> What you have to do: Extract the lines between the ones holding "The picture is" and "export default App;", inclusive, exactly as written and nothing more.

> Rows:
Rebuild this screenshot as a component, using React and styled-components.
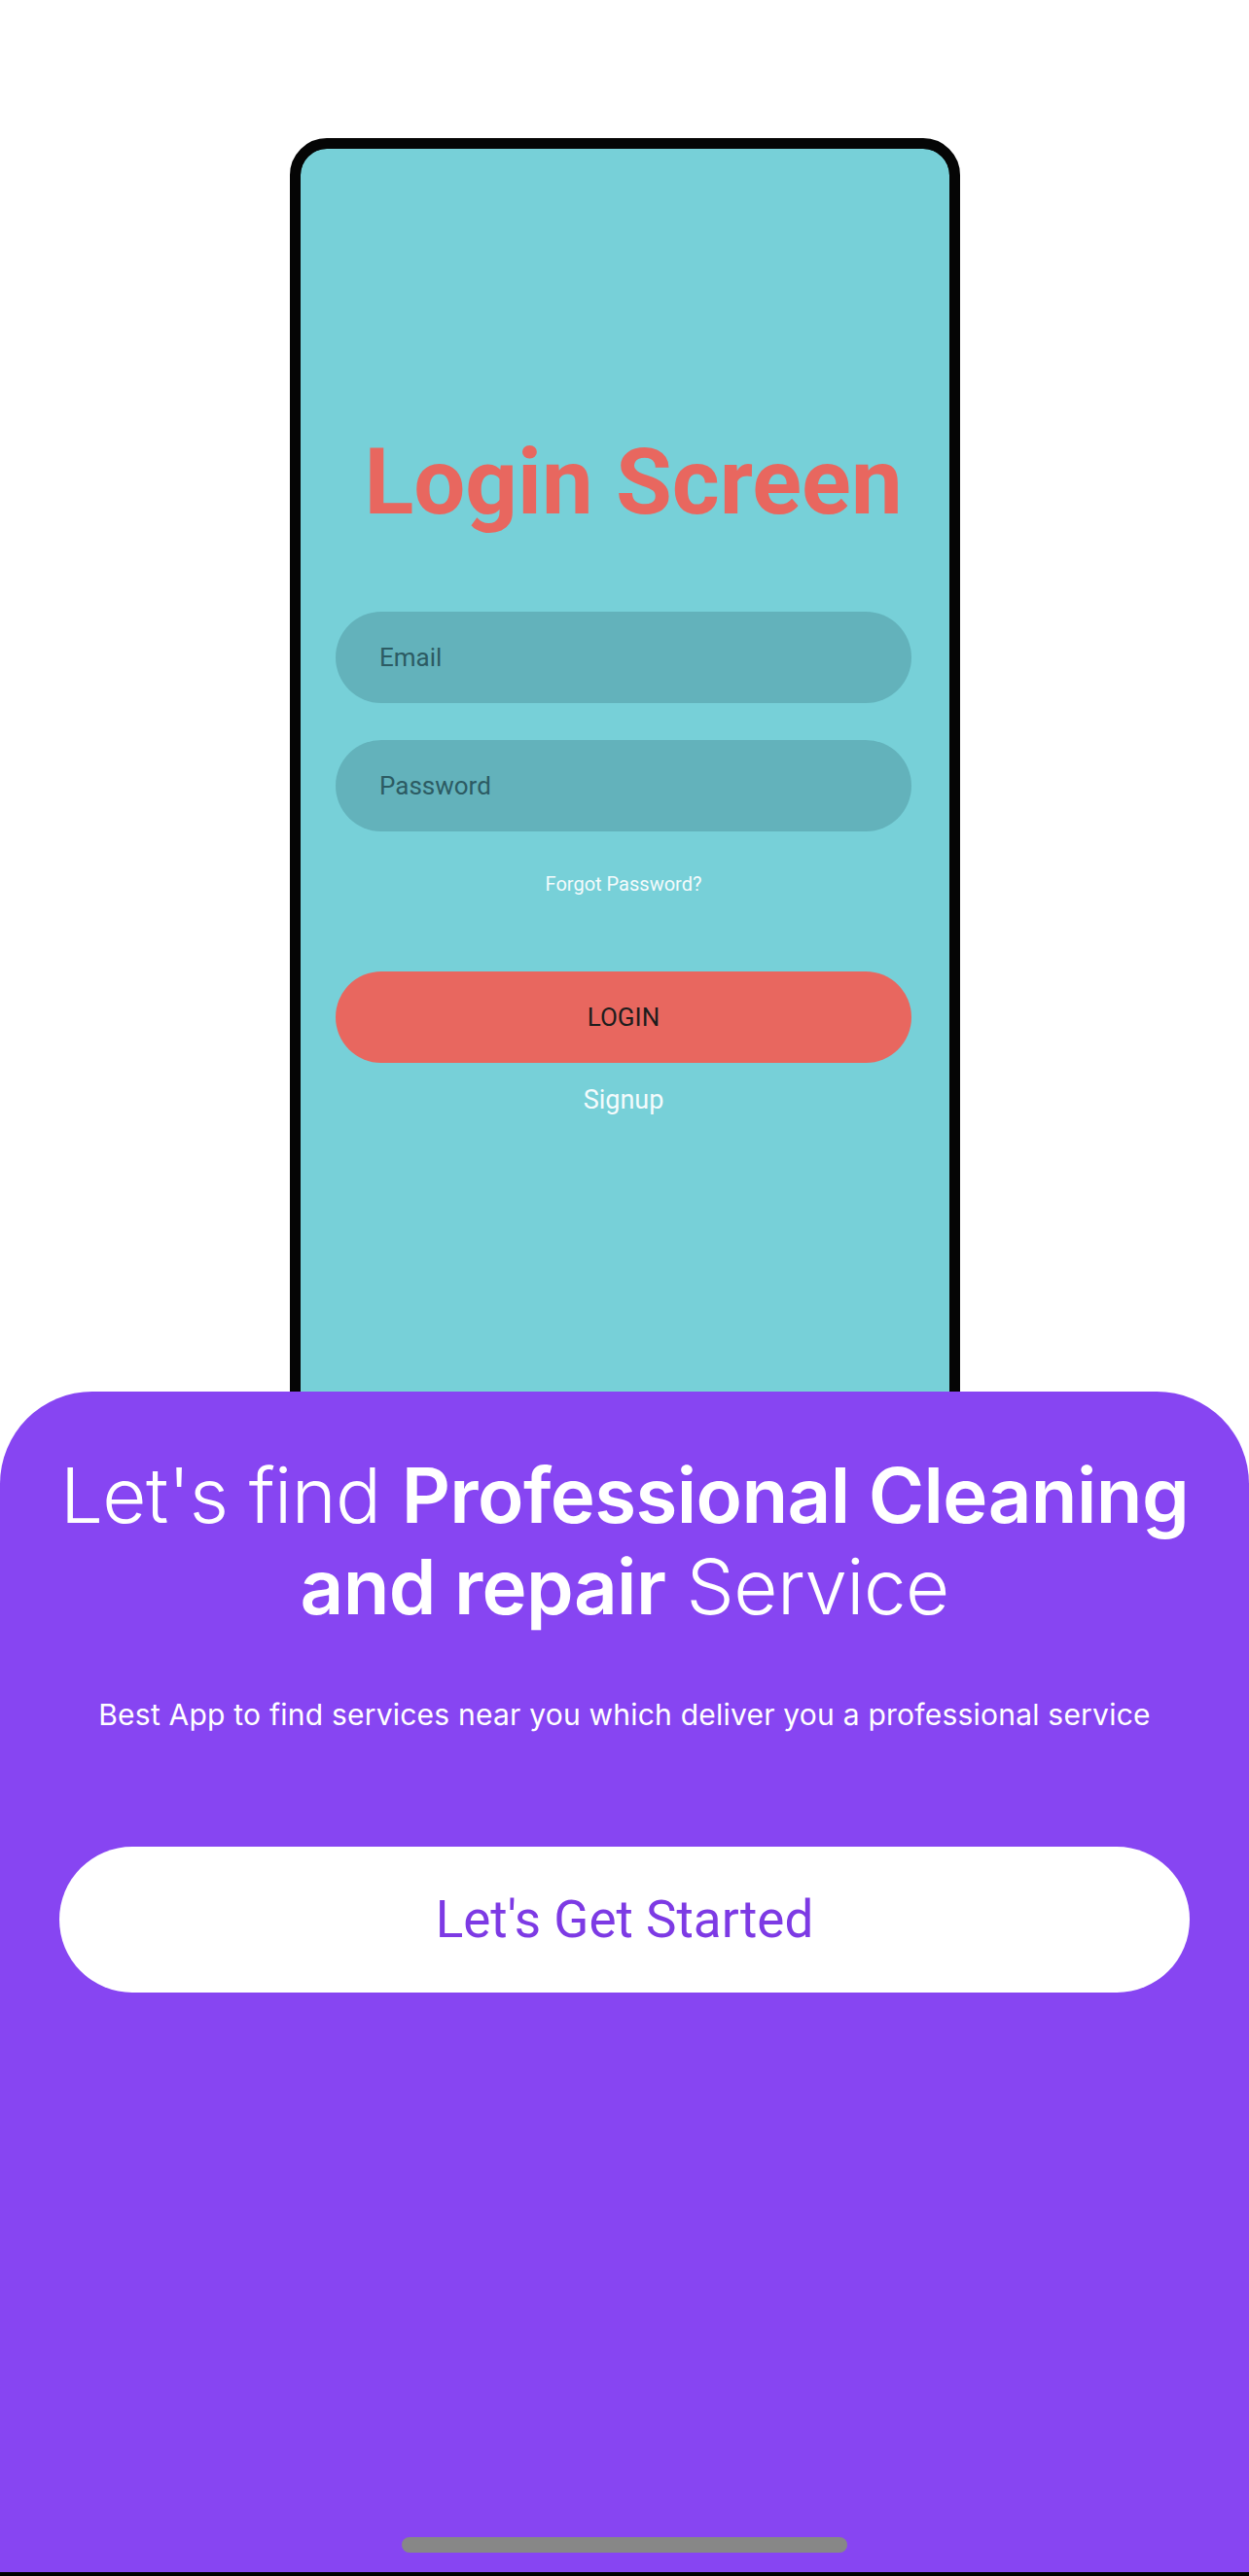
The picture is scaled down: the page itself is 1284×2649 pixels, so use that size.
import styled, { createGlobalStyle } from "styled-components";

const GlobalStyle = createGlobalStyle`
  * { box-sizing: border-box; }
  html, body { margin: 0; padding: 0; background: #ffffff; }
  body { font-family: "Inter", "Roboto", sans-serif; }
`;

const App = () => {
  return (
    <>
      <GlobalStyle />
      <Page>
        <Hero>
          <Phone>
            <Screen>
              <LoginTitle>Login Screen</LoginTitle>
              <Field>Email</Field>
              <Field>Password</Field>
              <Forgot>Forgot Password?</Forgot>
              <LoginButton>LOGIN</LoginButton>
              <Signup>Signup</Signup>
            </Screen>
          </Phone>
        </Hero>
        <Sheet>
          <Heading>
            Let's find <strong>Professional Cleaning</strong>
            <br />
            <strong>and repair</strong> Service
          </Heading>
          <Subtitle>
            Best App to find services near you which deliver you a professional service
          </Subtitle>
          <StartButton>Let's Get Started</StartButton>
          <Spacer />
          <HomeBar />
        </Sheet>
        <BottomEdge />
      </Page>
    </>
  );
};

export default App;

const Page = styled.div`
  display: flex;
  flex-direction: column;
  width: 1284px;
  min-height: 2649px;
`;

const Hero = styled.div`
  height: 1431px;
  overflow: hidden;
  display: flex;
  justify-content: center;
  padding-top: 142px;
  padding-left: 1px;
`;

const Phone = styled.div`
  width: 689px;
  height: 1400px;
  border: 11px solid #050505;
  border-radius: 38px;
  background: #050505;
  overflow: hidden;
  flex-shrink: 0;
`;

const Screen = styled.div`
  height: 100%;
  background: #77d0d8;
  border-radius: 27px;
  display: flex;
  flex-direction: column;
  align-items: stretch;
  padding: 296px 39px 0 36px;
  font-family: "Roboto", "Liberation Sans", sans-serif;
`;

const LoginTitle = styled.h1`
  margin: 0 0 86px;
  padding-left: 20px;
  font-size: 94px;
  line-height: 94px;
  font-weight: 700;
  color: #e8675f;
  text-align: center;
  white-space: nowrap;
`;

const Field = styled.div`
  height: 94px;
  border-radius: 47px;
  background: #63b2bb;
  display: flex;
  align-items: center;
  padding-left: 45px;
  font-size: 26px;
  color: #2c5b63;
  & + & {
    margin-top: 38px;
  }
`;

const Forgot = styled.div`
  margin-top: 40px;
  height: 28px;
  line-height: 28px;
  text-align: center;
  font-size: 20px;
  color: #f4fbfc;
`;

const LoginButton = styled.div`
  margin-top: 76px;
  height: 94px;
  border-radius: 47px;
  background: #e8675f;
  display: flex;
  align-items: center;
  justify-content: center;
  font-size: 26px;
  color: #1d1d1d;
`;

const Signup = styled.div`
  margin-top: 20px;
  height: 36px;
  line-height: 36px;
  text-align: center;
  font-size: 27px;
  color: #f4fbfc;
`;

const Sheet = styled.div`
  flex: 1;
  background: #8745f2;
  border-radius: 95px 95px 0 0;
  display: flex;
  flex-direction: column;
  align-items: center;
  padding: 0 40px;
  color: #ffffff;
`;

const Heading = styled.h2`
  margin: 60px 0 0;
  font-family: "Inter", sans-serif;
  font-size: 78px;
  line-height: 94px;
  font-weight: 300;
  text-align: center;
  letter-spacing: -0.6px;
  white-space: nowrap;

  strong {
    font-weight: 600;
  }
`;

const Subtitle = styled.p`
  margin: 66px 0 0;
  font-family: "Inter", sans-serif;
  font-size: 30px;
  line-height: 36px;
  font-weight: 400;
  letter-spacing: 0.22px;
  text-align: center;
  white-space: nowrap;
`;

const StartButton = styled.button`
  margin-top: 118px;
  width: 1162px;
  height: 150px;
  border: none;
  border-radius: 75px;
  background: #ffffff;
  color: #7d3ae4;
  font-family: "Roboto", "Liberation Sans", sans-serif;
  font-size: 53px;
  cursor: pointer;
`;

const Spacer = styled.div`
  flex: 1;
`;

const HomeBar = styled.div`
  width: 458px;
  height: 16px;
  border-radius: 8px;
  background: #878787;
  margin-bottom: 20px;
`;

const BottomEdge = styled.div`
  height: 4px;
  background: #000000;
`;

...

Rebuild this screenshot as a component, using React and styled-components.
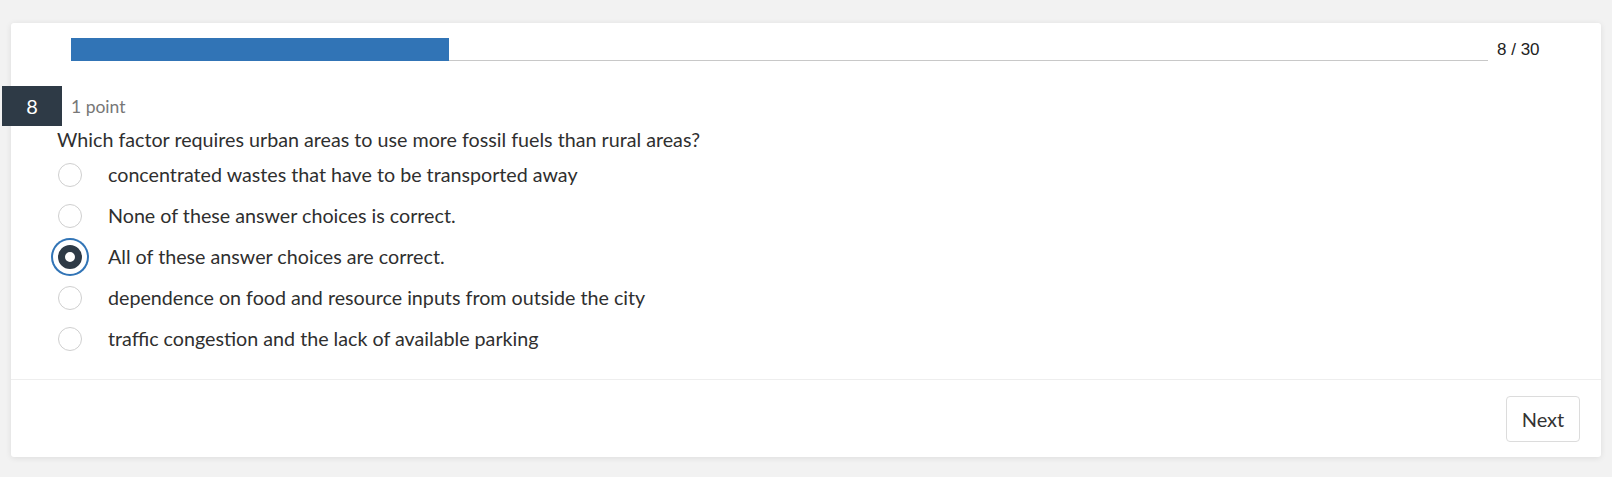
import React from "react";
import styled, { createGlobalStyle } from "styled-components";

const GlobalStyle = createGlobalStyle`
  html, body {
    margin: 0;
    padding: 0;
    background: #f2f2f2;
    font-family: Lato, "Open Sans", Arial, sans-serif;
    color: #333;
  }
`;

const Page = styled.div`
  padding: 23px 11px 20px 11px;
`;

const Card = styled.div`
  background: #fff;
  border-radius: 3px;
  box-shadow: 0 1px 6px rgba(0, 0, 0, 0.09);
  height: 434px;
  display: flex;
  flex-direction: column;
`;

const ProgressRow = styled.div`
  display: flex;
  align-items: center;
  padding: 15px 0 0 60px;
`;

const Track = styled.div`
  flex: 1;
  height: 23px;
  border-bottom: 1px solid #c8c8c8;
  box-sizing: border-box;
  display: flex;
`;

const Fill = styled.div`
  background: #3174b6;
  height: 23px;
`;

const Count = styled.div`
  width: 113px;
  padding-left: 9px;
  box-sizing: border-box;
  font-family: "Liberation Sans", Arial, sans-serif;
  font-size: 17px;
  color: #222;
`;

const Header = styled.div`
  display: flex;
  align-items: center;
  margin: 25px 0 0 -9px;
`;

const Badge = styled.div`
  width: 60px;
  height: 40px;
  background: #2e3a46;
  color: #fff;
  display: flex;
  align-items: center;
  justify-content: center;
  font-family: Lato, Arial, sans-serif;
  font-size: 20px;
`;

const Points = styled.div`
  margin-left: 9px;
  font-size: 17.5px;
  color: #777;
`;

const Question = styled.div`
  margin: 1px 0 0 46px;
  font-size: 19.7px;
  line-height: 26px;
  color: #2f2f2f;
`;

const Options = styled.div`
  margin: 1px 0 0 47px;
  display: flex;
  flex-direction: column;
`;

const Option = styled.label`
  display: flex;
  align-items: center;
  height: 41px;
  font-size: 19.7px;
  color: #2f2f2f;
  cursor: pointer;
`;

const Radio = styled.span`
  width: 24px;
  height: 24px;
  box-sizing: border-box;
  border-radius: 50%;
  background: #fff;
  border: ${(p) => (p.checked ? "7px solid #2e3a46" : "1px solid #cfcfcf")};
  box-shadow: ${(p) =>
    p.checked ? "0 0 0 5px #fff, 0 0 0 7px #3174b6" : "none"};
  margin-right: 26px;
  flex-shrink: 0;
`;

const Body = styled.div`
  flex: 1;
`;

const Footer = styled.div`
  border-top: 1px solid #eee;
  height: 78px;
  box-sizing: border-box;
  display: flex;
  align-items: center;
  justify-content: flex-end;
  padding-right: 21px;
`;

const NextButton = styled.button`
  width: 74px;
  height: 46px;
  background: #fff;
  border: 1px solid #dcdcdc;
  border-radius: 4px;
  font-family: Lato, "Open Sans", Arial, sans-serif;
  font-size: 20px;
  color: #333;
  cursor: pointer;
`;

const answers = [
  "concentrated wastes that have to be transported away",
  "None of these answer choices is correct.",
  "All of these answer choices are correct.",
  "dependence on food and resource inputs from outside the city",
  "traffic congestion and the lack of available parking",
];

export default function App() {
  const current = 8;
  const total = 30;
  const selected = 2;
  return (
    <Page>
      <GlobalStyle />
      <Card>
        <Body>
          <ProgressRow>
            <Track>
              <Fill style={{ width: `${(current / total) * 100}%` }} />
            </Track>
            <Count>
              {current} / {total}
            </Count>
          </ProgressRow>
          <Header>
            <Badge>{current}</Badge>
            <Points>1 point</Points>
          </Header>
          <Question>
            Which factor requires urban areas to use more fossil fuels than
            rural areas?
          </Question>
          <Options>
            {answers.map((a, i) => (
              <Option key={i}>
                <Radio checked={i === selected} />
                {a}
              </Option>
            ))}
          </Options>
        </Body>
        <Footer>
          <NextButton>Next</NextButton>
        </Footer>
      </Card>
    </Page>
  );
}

==

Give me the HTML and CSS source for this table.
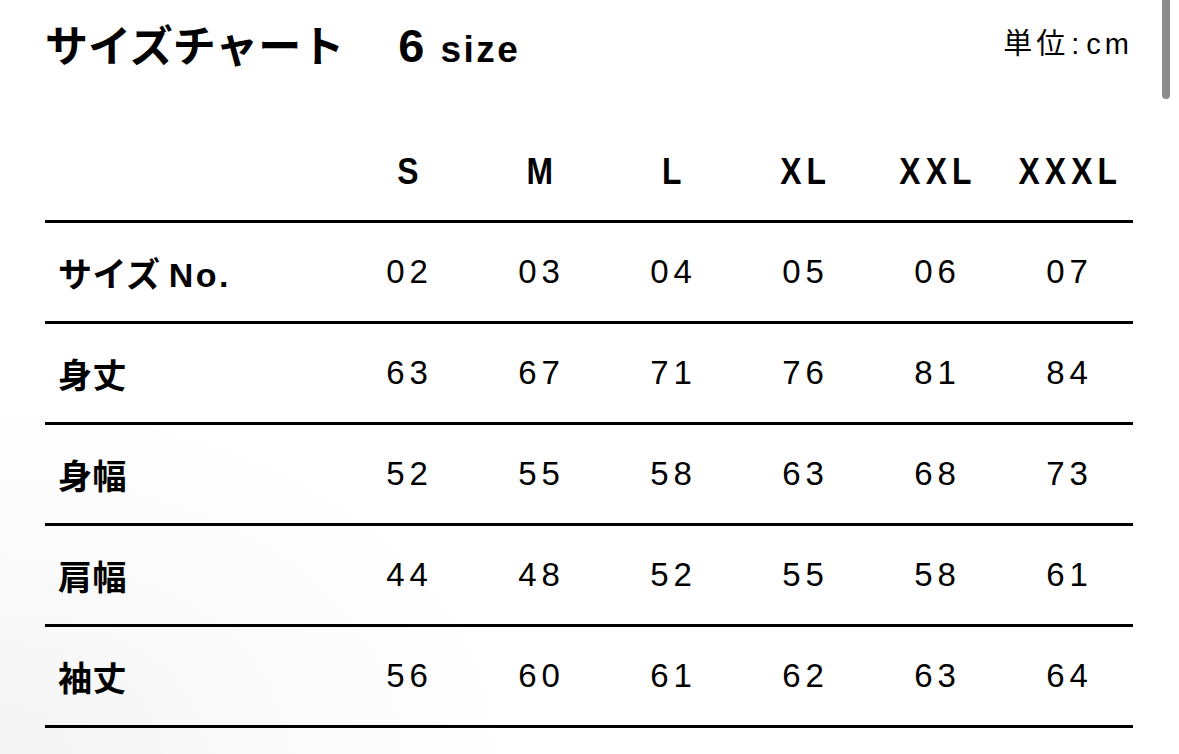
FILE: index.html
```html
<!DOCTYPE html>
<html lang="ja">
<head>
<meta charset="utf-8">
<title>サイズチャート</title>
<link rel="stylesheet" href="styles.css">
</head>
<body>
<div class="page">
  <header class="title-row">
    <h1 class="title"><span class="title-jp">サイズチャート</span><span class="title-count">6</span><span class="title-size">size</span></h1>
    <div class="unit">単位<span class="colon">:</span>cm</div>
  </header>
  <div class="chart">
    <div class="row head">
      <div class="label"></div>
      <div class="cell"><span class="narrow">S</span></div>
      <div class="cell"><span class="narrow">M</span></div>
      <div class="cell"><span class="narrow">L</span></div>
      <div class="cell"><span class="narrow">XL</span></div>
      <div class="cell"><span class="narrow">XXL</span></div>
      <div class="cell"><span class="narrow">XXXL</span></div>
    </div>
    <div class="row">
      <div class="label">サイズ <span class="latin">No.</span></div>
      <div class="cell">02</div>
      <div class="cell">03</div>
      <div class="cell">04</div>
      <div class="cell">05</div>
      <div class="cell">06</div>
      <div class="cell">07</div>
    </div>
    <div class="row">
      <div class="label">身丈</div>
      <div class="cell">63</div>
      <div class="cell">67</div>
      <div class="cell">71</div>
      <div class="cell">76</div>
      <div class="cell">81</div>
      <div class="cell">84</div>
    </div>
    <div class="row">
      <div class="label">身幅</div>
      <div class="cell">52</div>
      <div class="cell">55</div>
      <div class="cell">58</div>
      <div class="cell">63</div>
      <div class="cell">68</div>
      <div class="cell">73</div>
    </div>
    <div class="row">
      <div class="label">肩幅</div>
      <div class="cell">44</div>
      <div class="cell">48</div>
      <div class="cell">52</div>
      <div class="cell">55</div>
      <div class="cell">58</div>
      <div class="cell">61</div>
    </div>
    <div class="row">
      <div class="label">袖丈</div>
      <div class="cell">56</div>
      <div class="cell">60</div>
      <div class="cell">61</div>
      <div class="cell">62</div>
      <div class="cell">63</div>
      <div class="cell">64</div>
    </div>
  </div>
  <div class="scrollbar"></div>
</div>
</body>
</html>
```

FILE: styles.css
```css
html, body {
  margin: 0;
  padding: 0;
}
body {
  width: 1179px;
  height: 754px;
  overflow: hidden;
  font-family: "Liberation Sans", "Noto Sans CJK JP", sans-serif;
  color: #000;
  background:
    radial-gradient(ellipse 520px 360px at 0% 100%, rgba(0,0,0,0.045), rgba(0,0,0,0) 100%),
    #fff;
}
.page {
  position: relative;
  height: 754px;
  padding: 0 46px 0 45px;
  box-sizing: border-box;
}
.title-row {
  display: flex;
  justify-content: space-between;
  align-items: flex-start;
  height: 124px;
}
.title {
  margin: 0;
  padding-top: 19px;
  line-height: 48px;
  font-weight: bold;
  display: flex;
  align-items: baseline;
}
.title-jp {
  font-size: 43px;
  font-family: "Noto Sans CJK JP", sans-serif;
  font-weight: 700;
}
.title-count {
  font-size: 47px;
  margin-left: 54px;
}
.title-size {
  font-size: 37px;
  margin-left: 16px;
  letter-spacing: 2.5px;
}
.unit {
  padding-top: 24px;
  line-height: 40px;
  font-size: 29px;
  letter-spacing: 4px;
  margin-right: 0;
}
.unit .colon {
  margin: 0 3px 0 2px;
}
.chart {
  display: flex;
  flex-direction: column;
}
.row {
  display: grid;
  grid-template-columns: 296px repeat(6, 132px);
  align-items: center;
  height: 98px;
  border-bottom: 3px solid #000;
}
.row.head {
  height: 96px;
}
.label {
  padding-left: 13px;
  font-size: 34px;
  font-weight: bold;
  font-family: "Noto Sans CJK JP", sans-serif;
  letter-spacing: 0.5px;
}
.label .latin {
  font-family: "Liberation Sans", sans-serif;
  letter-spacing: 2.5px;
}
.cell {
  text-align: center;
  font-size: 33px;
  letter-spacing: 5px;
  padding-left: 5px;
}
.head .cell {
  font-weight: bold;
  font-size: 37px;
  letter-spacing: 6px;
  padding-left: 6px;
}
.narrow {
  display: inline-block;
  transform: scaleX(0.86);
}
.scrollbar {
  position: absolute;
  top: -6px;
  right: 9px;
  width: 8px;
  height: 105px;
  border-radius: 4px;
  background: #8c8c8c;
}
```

> Answer to the problem:
The picture is scaled down: the page itself is 1284×2649 pixels, so use that size.
import styled, { createGlobalStyle } from "styled-components";

const GlobalStyle = createGlobalStyle`
  * { box-sizing: border-box; }
  html, body { margin: 0; padding: 0; background: #ffffff; }
  body { font-family: "Inter", "Roboto", sans-serif; }
`;

const App = () => {
  return (
    <>
      <GlobalStyle />
      <Page>
        <Hero>
          <Phone>
            <Screen>
              <LoginTitle>Login Screen</LoginTitle>
              <Field>Email</Field>
              <Field>Password</Field>
              <Forgot>Forgot Password?</Forgot>
              <LoginButton>LOGIN</LoginButton>
              <Signup>Signup</Signup>
            </Screen>
          </Phone>
        </Hero>
        <Sheet>
          <Heading>
            Let's find <strong>Professional Cleaning</strong>
            <br />
            <strong>and repair</strong> Service
          </Heading>
          <Subtitle>
            Best App to find services near you which deliver you a professional service
          </Subtitle>
          <StartButton>Let's Get Started</StartButton>
          <Spacer />
          <HomeBar />
        </Sheet>
        <BottomEdge />
      </Page>
    </>
  );
};

export default App;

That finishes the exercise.